── DATA EXTRACT ──

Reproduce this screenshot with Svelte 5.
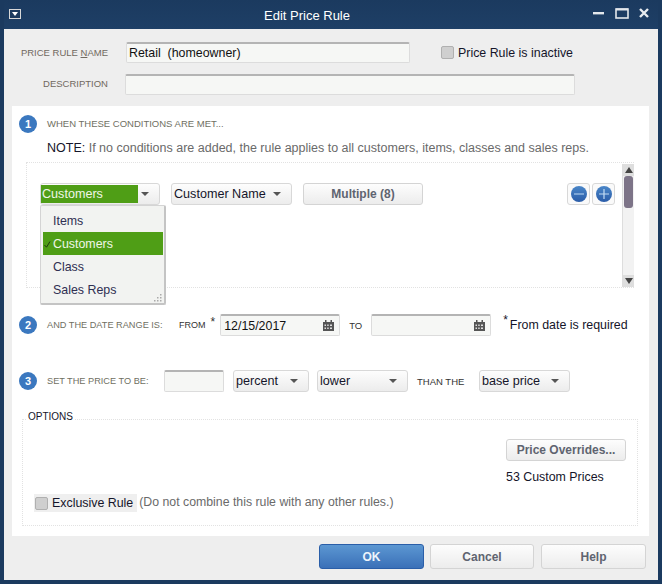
<script>
  const menu = ['Items', 'Customers', 'Class', 'Sales Reps'];
</script>

<div class="window">
  <header class="title">
    <svg class="sysicon" width="12" height="10" viewBox="0 0 12 10"><rect x="0.5" y="0.5" width="11" height="9" fill="#1c3a5e" stroke="#d8d8d8"/><path d="M3 3h6L6 7z" fill="#fff"/></svg>
    <span class="title-text">Edit Price Rule</span>
    <div class="controls">
      <svg width="12" height="12" viewBox="0 0 12 12"><rect x="0" y="5" width="11" height="2.4" fill="#e4e8ec"/></svg>
      <svg width="14" height="11" viewBox="0 0 14 11"><rect x="1" y="1" width="12" height="9" fill="none" stroke="#e4e8ec" stroke-width="1.6"/><rect x="1" y="0.5" width="12" height="2" fill="#e4e8ec"/></svg>
      <svg width="10" height="10" viewBox="0 0 10 10"><path d="M1 1l8 8M9 1l-8 8" stroke="#e8ecf0" stroke-width="2.4"/></svg>
    </div>
  </header>

  <main class="body">
    <div class="form-row first">
      <span class="flabel"><span>PRICE RULE <u>N</u>AME</span></span>
      <div class="input name">Retail&nbsp; (homeowner)</div>
      <span class="check-wrap"><span class="check"></span><span class="dark">Price Rule is inactive</span></span>
    </div>
    <div class="form-row second">
      <span class="flabel"><span>DESCRIPTION</span></span>
      <div class="input desc"></div>
    </div>

    <section class="panel">
      <div class="head one">
        <span class="badge">1</span>
        <span class="cap">WHEN THESE CONDITIONS ARE MET...</span>
      </div>
      <p class="note"><span class="dark">NOTE:</span> If no conditions are added, the rule applies to all customers, items, classes and sales reps.</p>

      <div class="box">
        <div class="box-content">
          <div class="select s1"><span class="hl">Customers</span><i class="arrow"></i></div>
          <div class="select s2"><span>Customer Name</span><i class="arrow"></i></div>
          <button class="btn multi">Multiple (8)</button>
          <div class="round-group">
            <span class="round"><svg width="18" height="18" viewBox="0 0 18 18"><defs><linearGradient id="rb" x1="0" y1="0" x2="0" y2="1"><stop offset="0" stop-color="#4a86c8"/><stop offset="1" stop-color="#2a5ca8"/></linearGradient></defs><circle cx="9" cy="9" r="8" fill="url(#rb)"/><path d="M4 9h10" stroke="#a8c8ea" stroke-width="1.2"/></svg></span>
            <span class="round"><svg width="18" height="18" viewBox="0 0 18 18"><circle cx="9" cy="9" r="8" fill="url(#rb)"/><path d="M4 9h10M9 4v10" stroke="#c4dcf4" stroke-width="1.2"/></svg></span>
          </div>
        </div>
        <div class="scroll">
          <span class="sbtn"><svg width="8" height="6" viewBox="0 0 8 6"><path d="M4 0l4 6H0z" fill="#444"/></svg></span>
          <span class="thumb"></span>
          <span class="track"></span>
          <span class="sbtn"><svg width="8" height="6" viewBox="0 0 8 6"><path d="M0 0h8L4 6z" fill="#444"/></svg></span>
        </div>
        <ul class="menu">
          {#each menu as item}
            <li class:active={item === 'Customers'}>{#if item === 'Customers'}<svg class="tick" width="7" height="7" viewBox="0 0 7 7"><path d="M0.5 4l2 2.2L6 0.5" fill="none" stroke="#1a2a10" stroke-width="0.9"/></svg>{/if}{item}</li>
          {/each}
          <svg class="grip" width="9" height="9" viewBox="0 0 9 9"><path d="M7 1h1.5v1.5H7zM4 4h1.5v1.5H4zM7 4h1.5v1.5H7zM1 7h1.5v1.5H1zM4 7h1.5v1.5H4zM7 7h1.5v1.5H7z" fill="#aaa"/></svg>
        </ul>
      </div>

      <div class="head two">
        <span class="badge">2</span>
        <span class="cap w-date">AND THE DATE RANGE IS:</span>
        <span class="cap from">FROM</span><span class="star">*</span>
        <div class="input date"><span>12/15/2017</span><svg class="cal" width="11" height="11" viewBox="0 0 11 11"><path d="M0 2h11v9H0z" fill="#555"/><path d="M2 0h1.5v3H2zM7.5 0H9v3H7.5z" fill="#555"/><path d="M1.5 4.5h1.5V6H1.5zM4.2 4.5h1.5V6H4.2zM7 4.5h2V6H7zM1.5 7.5h1.5V9H1.5zM4.2 7.5h1.5V9H4.2zM7 7.5h2V9H7z" fill="#ddd"/></svg></div>
        <span class="cap to">TO</span>
        <div class="input date to-date"><span></span><svg class="cal" width="11" height="11" viewBox="0 0 11 11"><path d="M0 2h11v9H0z" fill="#555"/><path d="M2 0h1.5v3H2zM7.5 0H9v3H7.5z" fill="#555"/><path d="M1.5 4.5h1.5V6H1.5zM4.2 4.5h1.5V6H4.2zM7 4.5h2V6H7zM1.5 7.5h1.5V9H1.5zM4.2 7.5h1.5V9H4.2zM7 7.5h2V9H7z" fill="#ddd"/></svg></div>
        <span class="req"><sup>*</sup>From date is required</span>
      </div>

      <div class="head three">
        <span class="badge">3</span>
        <span class="cap w-set">SET THE PRICE TO BE:</span>
        <div class="input amount"></div>
        <div class="select s3"><span>percent</span><i class="arrow"></i></div>
        <div class="select s4"><span>lower</span><i class="arrow"></i></div>
        <span class="cap than">THAN THE</span>
        <div class="select s5"><span>base price</span><i class="arrow"></i></div>
      </div>

      <div class="options">
        <span class="legend">OPTIONS</span>
        <div class="right">
          <button class="btn over">Price Overrides...</button>
          <span class="dark custom">53 Custom Prices</span>
        </div>
        <div class="excl">
          <span class="excl-box"><span class="check"></span><span class="dark">Exclusive Rule</span></span>
          <span class="muted">(Do not combine this rule with any other rules.)</span>
        </div>
      </div>
    </section>

    <footer class="foot">
      <button class="btn big ok">OK</button>
      <button class="btn big cancel">Cancel</button>
      <button class="btn big help">Help</button>
    </footer>
  </main>
</div>

<style>
  :global(body) { margin: 0; }
  .window {
    width: 662px; height: 584px; box-sizing: border-box;
    background: #1b3a5f; padding: 0 4px 4px;
    display: flex; flex-direction: column;
    font: 12.4px "Liberation Sans", Arial, sans-serif; color: #6a6a6a;
    overflow: hidden;
  }
  .title { height: 29px; flex: none; display: flex; align-items: center; position: relative;
    background: linear-gradient(#1b3a5f, #1e3f66); }
  .sysicon { margin: -1px 0 0 5px; }
  .title-text { position: absolute; left: 260px; top: 8px; color: #fff; font-size: 13px; }
  .controls { margin-left: auto; display: flex; align-items: center; gap: 10px; padding-right: 9px; margin-top: -3px; }
  .body {
    flex: 1; display: flex; flex-direction: column; min-height: 0;
    background-color: #eeeeee;
    background-image: radial-gradient(#f7f7f7 0.6px, transparent 0.7px);
    background-size: 4px 4px;
  }
  .form-row { display: flex; align-items: center; height: 21px; }
  .first { margin-top: 13px; }
  .second { margin-top: 11px; }
  .second .flabel { margin-top: -3px; }
  .flabel { width: 104px; flex: none; text-align: right; font-size: 9.5px; color: #70695f; }
  .input {
    box-sizing: border-box; height: 22px; background: #f6f7f5;
    border: 1px solid #dcdcdc; border-top: 2px solid #b4b4b4; border-radius: 2px;
    display: flex; align-items: center; color: #111;
  }
  .form-row .input { height: 21px; }
  .name { width: 284px; margin-left: 18px; padding-left: 2px; }
  .desc { width: 450px; margin-left: 17px; }
  .check-wrap { display: flex; align-items: center; gap: 4px; margin-left: 31px; }
  .check { width: 11px; height: 11px; flex: none; border: 1px solid #b0b0b0; background: #cfcfcf; border-radius: 2px; }
  .dark { color: #15152a; }
  .panel {
    position: relative; flex: none; margin: 11px 9px 0 8px; height: 430px; background: #fff;
    box-sizing: border-box; padding-top: 9px;
  }
  .head { display: flex; align-items: center; padding-left: 7px; }
  .one { height: 18px; }
  .badge {
    width: 18px; height: 18px; flex: none; border-radius: 50%; background: #3b78bf; color: #fff;
    font: bold 11px/18px "Liberation Sans", sans-serif; text-align: center;
  }
  .cap { font-size: 9.5px; color: #6f6f62; white-space: nowrap; }
  .one .cap, .w-date, .w-set { margin-left: 10px; }
  .one .cap { margin-top: -2px; }
  .note { margin: 8px 0 0 35px; font-size: 12.5px; line-height: 14px; color: #6a6a6a; white-space: nowrap; }
  .box {
    position: relative; margin: 7px 0 0 14px; width: 608px; height: 126px; box-sizing: border-box;
    border: 1px dotted #e2e2e2; border-right: none; display: flex;
  }
  .box-content { flex: 1; display: flex; align-items: flex-start; padding: 20px 0 0 13px; }
  .select {
    box-sizing: border-box; height: 22px; border: 1px solid #d8d8d8; border-radius: 3px;
    background: linear-gradient(#fdfdfd, #ececec); display: flex; align-items: center; padding: 0 2px; color: #15152a; flex: none; font-size: 12.6px;
  }
  .select .arrow { margin-left: auto; margin-right: 8px; width: 0; height: 0; border: 4px solid transparent; border-top: 4px solid #555; border-bottom: 0; }
  .s1 { width: 120px; padding-left: 0; }
  .hl { background: #4f9e16; color: #f0f6e8; width: 96px; height: 18px; line-height: 18px; padding-left: 1px; }
  .s2 { width: 121px; margin-left: 11px; }
  .multi { width: 120px; margin-left: 11px; height: 22px; font-weight: bold; color: #6a6a78; }
  .btn {
    box-sizing: border-box; border: 1px solid #d4d4d4; border-radius: 3px;
    background: linear-gradient(#fdfdfd, #ececec); font: bold 12px "Liberation Sans", sans-serif; color: #5f6470; padding: 0;
  }
  .round-group { margin-left: 144px; display: flex; gap: 2px; }
  .round { box-sizing: border-box; width: 23px; height: 22px; border: 1px solid #d8d8d8; border-radius: 3px; display: flex; align-items: center; justify-content: center; background: #fafafa; }
  .scroll { width: 11px; flex: none; display: flex; flex-direction: column; margin: 1px 0 0; background: #f2f2f2; border-left: 1px solid #ddd; }
  .sbtn { height: 12px; flex: none; background: #dedede; display: flex; align-items: center; justify-content: center; }
  .thumb { height: 32px; flex: none; background: #7d7488; border-radius: 3px; margin: 0 1px; }
  .track { flex: 1; }
  .menu {
    position: absolute; left: 13px; top: 42px; width: 126px; height: 100px; margin: 0; padding: 3px 0 0 2px; list-style: none; box-sizing: border-box;
    background: #f2f3f1; border: 1px solid #d4d4d4; border-bottom: 2px solid #c4c4c4; border-right: 2px solid #c4c4c4; border-radius: 2px; color: #2f2f52;
  }
  .menu li { position: relative; height: 23px; line-height: 25px; padding-left: 10px; margin-right: 1px; }
  .menu li.active { background: #4f9e16; color: #f0f6e8; }
  .tick { position: absolute; left: 1px; top: 9px; }
  .grip { position: absolute; right: 2px; bottom: 1px; }
  .two { margin-top: 26px; height: 22px; }
  .w-date { width: 132px; font-size: 9.2px; }
  .from { margin-left: 0; font-size: 9px; color: #333; }
  .star { color: #333; margin: -6px 5px 0 5px; font-size: 12px; }
  .date { width: 120px; padding: 0 5px 0 3px; justify-content: space-between; }
  .to { margin-left: 9px; width: 22px; color: #333; }
  .req { margin-left: 12px; color: #15152a; white-space: nowrap; }
  .req sup { font-size: 12px; line-height: 0; margin-right: 2px; }
  .three { margin-top: 34px; height: 22px; }
  .w-set { width: 117px; font-size: 9.2px; }
  .amount { width: 60px; }
  .s3 { width: 76px; margin-left: 9px; }
  .s4 { width: 91px; margin-left: 8px; }
  .than { margin-left: 9px; width: 62px; color: #333; }
  .s5 { width: 91px; }
  .options {
    position: relative; margin: 27px 0 0 10px; width: 616px; height: 107px; box-sizing: border-box;
    border: 1px dotted #e2e2e2; display: flex; flex-direction: column;
  }
  .legend { position: absolute; left: 3px; top: -9px; background: #fff; padding: 0 2px; font-size: 10px; color: #15152a; }
  .right { display: flex; flex-direction: column; align-items: flex-start; margin: 19px 0 0 483px; }
  .over { width: 120px; height: 22px; }
  .custom { margin-top: 9px; }
  .excl { display: flex; align-items: center; margin: auto 0 13px 11px; }
  .excl-box { display: flex; align-items: center; gap: 4px; background: #efefef; height: 18px; padding: 0 4px 0 1px; }
  .muted { margin: -2px 0 0 2px; font-size: 12.3px; }
  .foot { flex: 1; display: flex; justify-content: flex-end; align-items: flex-start; gap: 6px; padding: 8px 12px 0 0; }
  .big { width: 105px; height: 25px; font-size: 12px; }
  .cancel { width: 104px; }
  .help { margin-left: 1px; }
  .ok { background: linear-gradient(#5c97d2, #3a70b8); border-color: #2a5ea8; color: #eef4fb; }
</style>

───

:: BRIEF ::
Begin at the first line of the material and copy each line exactly through the one containing "and sales reps.</p>". Omit pictures.

:: RESPONSE ::
Reproduce this screenshot with Svelte 5.
<script>
  const menu = ['Items', 'Customers', 'Class', 'Sales Reps'];
</script>

<div class="window">
  <header class="title">
    <svg class="sysicon" width="12" height="10" viewBox="0 0 12 10"><rect x="0.5" y="0.5" width="11" height="9" fill="#1c3a5e" stroke="#d8d8d8"/><path d="M3 3h6L6 7z" fill="#fff"/></svg>
    <span class="title-text">Edit Price Rule</span>
    <div class="controls">
      <svg width="12" height="12" viewBox="0 0 12 12"><rect x="0" y="5" width="11" height="2.4" fill="#e4e8ec"/></svg>
      <svg width="14" height="11" viewBox="0 0 14 11"><rect x="1" y="1" width="12" height="9" fill="none" stroke="#e4e8ec" stroke-width="1.6"/><rect x="1" y="0.5" width="12" height="2" fill="#e4e8ec"/></svg>
      <svg width="10" height="10" viewBox="0 0 10 10"><path d="M1 1l8 8M9 1l-8 8" stroke="#e8ecf0" stroke-width="2.4"/></svg>
    </div>
  </header>

  <main class="body">
    <div class="form-row first">
      <span class="flabel"><span>PRICE RULE <u>N</u>AME</span></span>
      <div class="input name">Retail&nbsp; (homeowner)</div>
      <span class="check-wrap"><span class="check"></span><span class="dark">Price Rule is inactive</span></span>
    </div>
    <div class="form-row second">
      <span class="flabel"><span>DESCRIPTION</span></span>
      <div class="input desc"></div>
    </div>

    <section class="panel">
      <div class="head one">
        <span class="badge">1</span>
        <span class="cap">WHEN THESE CONDITIONS ARE MET...</span>
      </div>
      <p class="note"><span class="dark">NOTE:</span> If no conditions are added, the rule applies to all customers, items, classes and sales reps.</p>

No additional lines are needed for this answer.